* **Job**
Below is a listing; write it out exactly and drop any images from it.

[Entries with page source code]
■ ■ ■

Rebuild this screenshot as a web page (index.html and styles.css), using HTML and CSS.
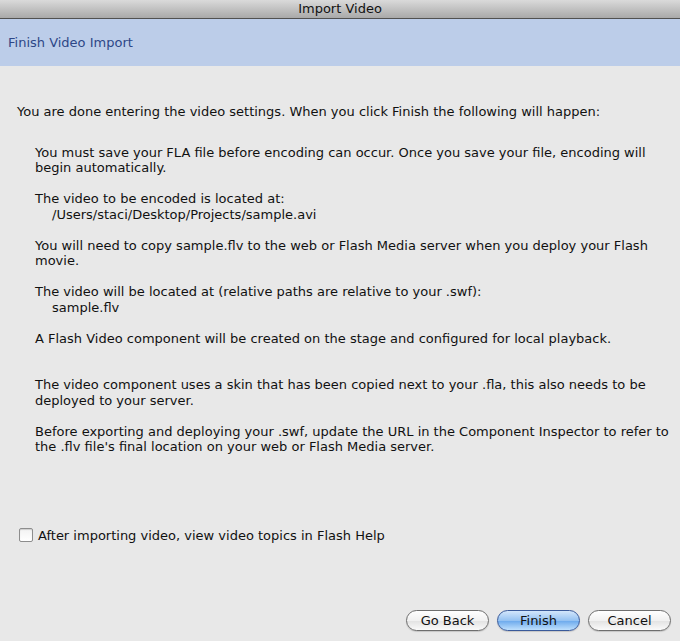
FILE: index.html
```html
<!DOCTYPE html>
<html lang="en">
<head>
    <meta charset="UTF-8">
    <title>Import Video</title>
    <link rel="stylesheet" href="styles.css">
</head>
<body>

    <div class="window">
        <div class="title-bar">Import Video</div>

        <div class="step-header">Finish Video Import</div>

        <div class="content">
            <p class="intro">You are done entering the video settings. When you click Finish the following will happen:</p>

            <div class="notes">
                <p>You must save your FLA file before encoding can occur. Once you save your file, encoding will begin automatically.</p>
                <p>The video to be encoded is located at:<br><span class="path">/Users/staci/Desktop/Projects/sample.avi</span></p>
                <p>You will need to copy sample.flv to the web or Flash Media server when you deploy your Flash movie.</p>
                <p>The video will be located at (relative paths are relative to your .swf):<br><span class="path">sample.flv</span></p>
                <p class="spaced">A Flash Video component will be created on the stage and configured for local playback.</p>
                <p>The video component uses a skin that has been copied next to your .fla, this also needs to be deployed to your server.</p>
                <p>Before exporting and deploying your .swf, update the URL in the Component Inspector to refer to the .flv file's final location on your web or Flash Media server.</p>
            </div>
        </div>

        <label class="help-option">
            <span class="checkbox"></span>
            After importing video, view video topics in Flash Help
        </label>

        <div class="buttons">
            <button class="btn">Go Back</button>
            <button class="btn btn-default">Finish</button>
            <button class="btn">Cancel</button>
        </div>
    </div>

</body>
</html>
```

FILE: styles.css
```css
:root {
    --bg-color: #e8e8e8;
    --header-color: #bccde9;
    --txt-color: #111;
}

body {
    margin: 0;
    padding: 0;
    background-color: var(--bg-color);
    font-family: 'DejaVu Sans', 'Lucida Grande', sans-serif;
    font-size: 13px;
    color: var(--txt-color);
}

.window {
    width: 680px;
    height: 641px;
    display: flex;
    flex-direction: column;
}

.title-bar {
    height: 18px;
    line-height: 18px;
    text-align: center;
    color: #111;
    background: linear-gradient(#dadada, #a9a9a9);
    border-bottom: 1px solid #515151;
}

.step-header {
    height: 47px;
    line-height: 47px;
    padding-left: 8px;
    background-color: var(--header-color);
    color: #2e4787;
}

.content {
    padding: 38px 10px 0 17px;
    flex: 1;
}

.content p {
    margin: 0;
    line-height: 15.5px;
}

.intro {
    margin-bottom: 25px !important;
}

.notes {
    padding-left: 18px;
    display: flex;
    flex-direction: column;
    gap: 15.5px;
}

.notes .spaced {
    margin-bottom: 15.5px;
}

.path {
    padding-left: 17px;
}

.help-option {
    display: flex;
    align-items: center;
    gap: 5px;
    padding-left: 19px;
    height: 16px;
    margin-bottom: 67px;
}

.checkbox {
    width: 12px;
    height: 12px;
    border: 1px solid #8d8d8d;
    border-radius: 2px;
    background: linear-gradient(#f2f2f2, #ffffff);
    box-shadow: inset 0 1px 1px rgba(0, 0, 0, 0.15);
}

.buttons {
    display: flex;
    justify-content: flex-end;
    gap: 8px;
    padding-right: 9px;
    margin-bottom: 10px;
}

.btn {
    width: 83px;
    height: 21px;
    padding: 0;
    border: 1px solid #6e6e6e;
    border-radius: 11px;
    background: linear-gradient(#ffffff 0%, #f1f1f1 50%, #e2e2e2 51%, #fafafa 100%);
    font-family: 'DejaVu Sans', 'Lucida Grande', sans-serif;
    font-size: 13px;
    color: #111;
    box-shadow: 0 1px 1px rgba(0, 0, 0, 0.15);
}

.btn-default {
    border-color: #3a5a9a;
    background: linear-gradient(#d3e6fb 0%, #95c2f2 50%, #6aa8ec 51%, #bfe0fd 100%);
}
```
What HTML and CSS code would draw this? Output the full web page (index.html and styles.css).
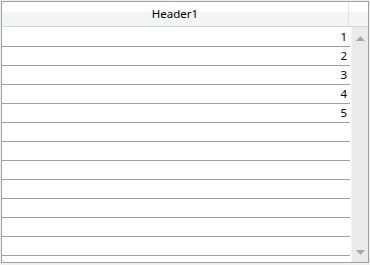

■ ■ ■

* **Written reply**
Rebuild this screenshot as a web page (index.html and styles.css), using HTML and CSS.
FILE: index.html
```html
<!DOCTYPE html>
<html lang="en">
<head>
    <meta charset="UTF-8">
    <title>Import Video</title>
    <link rel="stylesheet" href="styles.css">
</head>
<body>

    <div class="window">
        <div class="title-bar">Import Video</div>

        <div class="step-header">Finish Video Import</div>

        <div class="content">
            <p class="intro">You are done entering the video settings. When you click Finish the following will happen:</p>

            <div class="notes">
                <p>You must save your FLA file before encoding can occur. Once you save your file, encoding will begin automatically.</p>
                <p>The video to be encoded is located at:<br><span class="path">/Users/staci/Desktop/Projects/sample.avi</span></p>
                <p>You will need to copy sample.flv to the web or Flash Media server when you deploy your Flash movie.</p>
                <p>The video will be located at (relative paths are relative to your .swf):<br><span class="path">sample.flv</span></p>
                <p class="spaced">A Flash Video component will be created on the stage and configured for local playback.</p>
                <p>The video component uses a skin that has been copied next to your .fla, this also needs to be deployed to your server.</p>
                <p>Before exporting and deploying your .swf, update the URL in the Component Inspector to refer to the .flv file's final location on your web or Flash Media server.</p>
            </div>
        </div>

        <label class="help-option">
            <span class="checkbox"></span>
            After importing video, view video topics in Flash Help
        </label>

        <div class="buttons">
            <button class="btn">Go Back</button>
            <button class="btn btn-default">Finish</button>
            <button class="btn">Cancel</button>
        </div>
    </div>

</body>
</html>
```

FILE: styles.css
```css
:root {
    --bg-color: #e8e8e8;
    --header-color: #bccde9;
    --txt-color: #111;
}

body {
    margin: 0;
    padding: 0;
    background-color: var(--bg-color);
    font-family: 'DejaVu Sans', 'Lucida Grande', sans-serif;
    font-size: 13px;
    color: var(--txt-color);
}

.window {
    width: 680px;
    height: 641px;
    display: flex;
    flex-direction: column;
}

.title-bar {
    height: 18px;
    line-height: 18px;
    text-align: center;
    color: #111;
    background: linear-gradient(#dadada, #a9a9a9);
    border-bottom: 1px solid #515151;
}

.step-header {
    height: 47px;
    line-height: 47px;
    padding-left: 8px;
    background-color: var(--header-color);
    color: #2e4787;
}

.content {
    padding: 38px 10px 0 17px;
    flex: 1;
}

.content p {
    margin: 0;
    line-height: 15.5px;
}

.intro {
    margin-bottom: 25px !important;
}

.notes {
    padding-left: 18px;
    display: flex;
    flex-direction: column;
    gap: 15.5px;
}

.notes .spaced {
    margin-bottom: 15.5px;
}

.path {
    padding-left: 17px;
}

.help-option {
    display: flex;
    align-items: center;
    gap: 5px;
    padding-left: 19px;
    height: 16px;
    margin-bottom: 67px;
}

.checkbox {
    width: 12px;
    height: 12px;
    border: 1px solid #8d8d8d;
    border-radius: 2px;
    background: linear-gradient(#f2f2f2, #ffffff);
    box-shadow: inset 0 1px 1px rgba(0, 0, 0, 0.15);
}

.buttons {
    display: flex;
    justify-content: flex-end;
    gap: 8px;
    padding-right: 9px;
    margin-bottom: 10px;
}

.btn {
    width: 83px;
    height: 21px;
    padding: 0;
    border: 1px solid #6e6e6e;
    border-radius: 11px;
    background: linear-gradient(#ffffff 0%, #f1f1f1 50%, #e2e2e2 51%, #fafafa 100%);
    font-family: 'DejaVu Sans', 'Lucida Grande', sans-serif;
    font-size: 13px;
    color: #111;
    box-shadow: 0 1px 1px rgba(0, 0, 0, 0.15);
}

.btn-default {
    border-color: #3a5a9a;
    background: linear-gradient(#d3e6fb 0%, #95c2f2 50%, #6aa8ec 51%, #bfe0fd 100%);
}
```
What HTML and CSS code would draw this? Output the full web page (index.html and styles.css).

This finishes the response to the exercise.